An Iraq veteran stumbles into trouble when he signs on as security for a Colorado marijuana business.
Peter Ash, suffering from PTSD (he's intensely claustrophobic), responds to an old friend's request to do a job for his daughter's security company. The woman has identified Colorado's cannabis retailers as lucrative clients. Since they deal mostly in cash, they are also particularly vulnerable. This entry in Petrie's (Burning Bright, 2017, etc.) Ash series gets underway with a long, sustained hijack scene that goes from one conflict to another, ending with Ash and his friend making their escape by navigating twisting mountain roads while riding a rapidly accelerating gurney. The carnage Ash has left behind marks him as a suspect to the cops investigating the case and leaves Ash wondering if the thieves, professional and ruthless, are after something more than cash.

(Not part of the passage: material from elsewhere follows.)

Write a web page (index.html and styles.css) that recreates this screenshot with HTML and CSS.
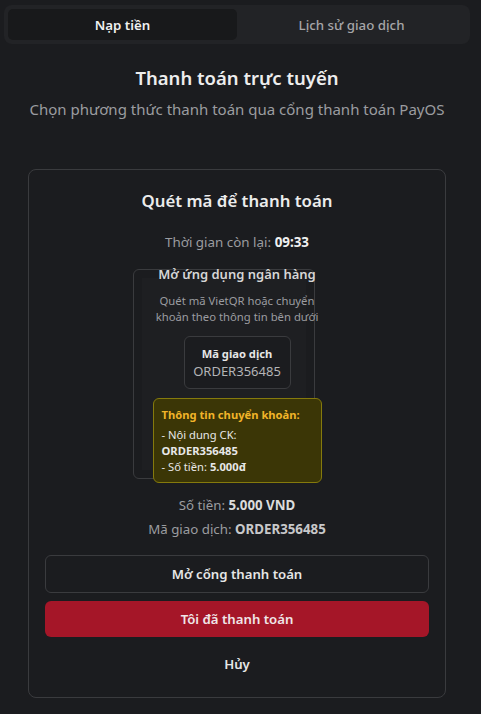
FILE: index.html
```html
<!DOCTYPE html>
<html lang="vi">
<head>
<meta charset="utf-8">
<link rel="stylesheet" href="styles.css">
</head>
<body>
<div class="page">
  <div class="tabs">
    <div class="tab active">Nạp tiền</div>
    <div class="tab">Lịch sử giao dịch</div>
  </div>
  <h1 class="title">Thanh toán trực tuyến</h1>
  <p class="subtitle">Chọn phương thức thanh toán qua cổng thanh toán PayOS</p>

  <div class="card">
    <h2 class="card-title">Quét mã để thanh toán</h2>
    <p class="timer">Thời gian còn lại: <b>09:33</b></p>
    <div class="qr-box">
      <div class="qr-inner">
        <div class="qr-head">Mở ứng dụng ngân hàng</div>
        <p class="qr-desc">Quét mã VietQR hoặc chuyển khoản theo thông tin bên dưới</p>
        <div class="code-box">
          <div class="code-label">Mã giao dịch</div>
          <div class="code-value">ORDER356485</div>
        </div>
        <div class="info-box">
          <div class="info-title">Thông tin chuyển khoản:</div>
          <div>- Nội dung CK:</div>
          <div><b>ORDER356485</b></div>
          <div>- Số tiền: <b>5.000đ</b></div>
        </div>
      </div>
    </div>
    <p class="line amount">Số tiền: <b>5.000 VND</b></p>
    <p class="line">Mã giao dịch: <b>ORDER356485</b></p>
    <div class="actions">
      <button class="btn btn-outline">Mở cổng thanh toán</button>
      <button class="btn btn-red">Tôi đã thanh toán</button>
      <button class="btn btn-ghost">Hủy</button>
    </div>
  </div>
</div>
</body>
</html>
```

FILE: styles.css
```css
* { box-sizing: border-box; }
html, body { margin: 0; padding: 0; }
body {
  background: #1b1c1f;
  color: #e6e6e6;
  font-family: "Noto Sans", "Open Sans", sans-serif;
  width: 481px;
  height: 714px;
  overflow: hidden;
}
.page { padding: 5px 11px 0 4px; }
.tabs {
  display: grid;
  grid-template-columns: 1fr 1fr;
  background: #222326;
  border-radius: 8px;
  padding: 4px;
  height: 39px;
}
.tab {
  display: flex;
  align-items: center;
  justify-content: center;
  font-size: 13.3px;
  color: #a6a6a8;
  font-weight: 500;
  border-radius: 5px;
}
.tab.active { background: #18191b; color: #f0f0f0; font-weight: 600; }
.title {
  margin: 20px 0 0;
  text-align: center;
  font-size: 18.5px;
  font-weight: 600;
  color: #ededed;
  line-height: 28px;
}
.subtitle {
  margin: 6px 0 0;
  text-align: center;
  font-size: 15px;
  color: #9b9ca0;
  line-height: 22px;
}
.card {
  margin: 49px 24px 0 24px;
  border: 1px solid #3a3b3e;
  border-radius: 8px;
  padding: 18px 16px 14px;
  display: flex;
  flex-direction: column;
  align-items: center;
  height: 529px;
}
.card-title {
  margin: 0;
  font-size: 16.8px;
  font-weight: 600;
  line-height: 26px;
  color: #ececec;
}
.timer {
  margin: 18px 0 0;
  font-size: 13.4px;
  line-height: 20px;
  color: #9b9ca0;
}
.timer b { color: #f0f0f0; font-weight: 700; }
.qr-box {
  margin-top: 17px;
  margin-right: 26px;
  width: 182px;
  height: 210px;
  border: 1px solid #3a3b3e;
  border-radius: 6px;
  padding: 8px;
}
.qr-inner {
  height: 100%;
  background: #1e1f22;
  padding-left: 26px;
  display: flex;
  flex-direction: column;
  align-items: center;
}
.qr-head {
  margin-top: -14px;
  font-size: 13px;
  font-weight: 600;
  color: #d6d6d6;
  line-height: 20px;
  white-space: nowrap;
}
.qr-desc {
  margin: 9px 0 0;
  text-align: center;
  font-size: 11.3px;
  line-height: 16px;
  color: #9b9ca0;
  width: 180px;
  flex-shrink: 0;
}
.code-box {
  margin-top: 11px;
  border: 1px solid #3a3b3e;
  border-radius: 6px;
  padding: 8px 4px 7px;
  text-align: center;
  width: 107px;
  flex-shrink: 0;
  background: #1b1c1f;
}
.code-label { font-size: 11.2px; font-weight: 700; color: #e6e6e6; line-height: 17px; }
.code-value { font-size: 13px; color: #b4b4b6; line-height: 19px; }
.info-box {
  margin-top: 9px;
  width: 169px;
  flex-shrink: 0;
  background: #3b3606;
  border: 1px solid #857a0c;
  border-radius: 6px;
  padding: 8px 8px 7px;
  font-size: 11.2px;
  line-height: 16px;
  color: #e8e8e8;
}
.info-title { color: #f0b429; font-weight: 700; margin-bottom: 4px; }
.info-box b { font-weight: 700; }
.line {
  margin: 0;
  font-size: 13.3px;
  line-height: 20px;
  color: #9b9ca0;
}
.line b { color: #c8c8ca; font-weight: 700; }
.amount { margin-top: 16px; }
.line + .line { margin-top: 4px; }
.line.amount b { color: #dcdcdc; }
.actions {
  width: 100%;
  margin-top: 16px;
  display: flex;
  flex-direction: column;
  gap: 8px;
}
.btn {
  font-family: inherit;
  font-size: 13.2px;
  font-weight: 600;
  height: 38px;
  border-radius: 6px;
  border: 1px solid transparent;
  cursor: pointer;
}
.btn-outline { background: transparent; border-color: #3a3b3e; color: #e6e6e6; }
.btn-red { background: #a51628; color: #f0e6e8; height: 36px; }
.btn-ghost { background: transparent; color: #e6e6e6; height: 37px; }
```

The trouble is that you can see the elements that have gone into the creation of Ash far more clearly than you can see him as a singular creation: the combination of combat experience and combat damage marks him as tough yet vulnerable and gives him a topical edge. And there is more than a trace of Jack Reacher in the character, though without Reacher's wiseacre ability to needle the people he comes up against. Both Ash and the slow reveal of the bigger forces he is up against all feel terribly familiar.
This novel has a virtuoso opening over rugged terrain that soon turns into too-easily-recognizable territory.